As soon as it became clear that the Yanukovych government (in practice, elected by the east of the country) was reluctant to choose the West, international networks of NGOs, aided by Western embassies, initiated the color revolution in Kiev, the Maidan. The inhabitants of Donbass watched the events with apprehension until the actual regime change.
Then, from the end of February 2014, protests began, especially in Donetsk, Lugansk, Kharkov, and Odesa, against the regime change. The protesters demonstrated by occupying public buildings and demanding greater levels of autonomy. What motivated the demand for autonomy was the rhetoric of the new authorities in Kiev, such as Arsen Yatsenyuk, Aleksandr Turchynov, and others, which pointed towards not only abandoning the idea of integration with the Eurasian Economic Union but also initiating a process of “de-Russification,” with the imposition of limitations on Russian-language media and education.
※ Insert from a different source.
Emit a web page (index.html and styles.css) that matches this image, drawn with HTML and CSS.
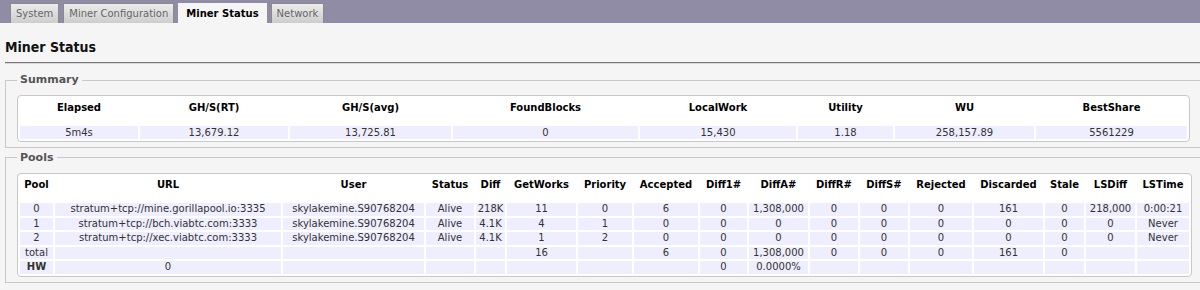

Russophobic racism became the order of the day in official speeches, in the national media, and in schools. “Russians” (and, therefore, eastern Ukrainians) were compared to “Mongols” and “Asiatics,” were considered a people “without culture,” from the “third world,” nostalgic for the USSR, attached to “collectivism.”
The citizens of Donbass then began to intensify their protests throughout March and early April. But the demands were ignored, and eventually, mayors, governors, and other local authorities began to flee and abandon their citizens. In places that tried to organize referendums, some gatherings were already being shot at by pro-Kiev police and military.
The gradual paramilitarization of the anti-Maidan protesters (usually through the occupation of police stations and military bases) therefore became inevitable and necessary, since Kiev showed no interest in negotiating, no local authority seemed willing to lead the masses, and peaceful demonstrations were suppressed with increasing violence – all while in Kiev and Lvov, open hatred was declared against all inhabitants of the east of the country.
This is how Denis Pushilin recalls those moments of uncertainty that led to the armed struggle for the identity and rights of Donbass.
However, what led me to ask about the topic was more than just a historiographical interest. All over the world today, but especially in Europe, liberal-democratic regimes are embracing totalitarianism and beginning to suppress citizens’ prerogatives or even replace the democratic process with judicial technocracy. Politicians are assassinated in Germany and France, elections are fraudulent in Romania, critics of the system are arrested and given draconian sentences for the most trivial offenses in the United Kingdom.
It is important to understand the triggers of armed struggle because similar scenarios could repeat themselves in other countries.
If the takeover and militarization of Slavyansk by 50 armed men, for example, in early April 2014, had not occurred, awakening everyone from their stupor and lighting the powder keg of resistance, what would have happened? What would Donbass be like today? “Timing” (or kairos) is everything in the most important moments of history.
In such moments, it is truly advantageous for a people to have among them at least a portion of brave madmen and desperate adventurers, willing to dare against all common sense, because these – the “misfits” – are the vanguard of revolution, as the late Eduard Limonov wrote.
Are there still such men in Europe and other parts of the world threatened by liberal totalitarianism? In this standardized, sanitized, and artificialized world of the most “advanced” regions of the West, is it still possible to find “madmen” and “adventurers” willing to act?
That is what we will see in the coming years.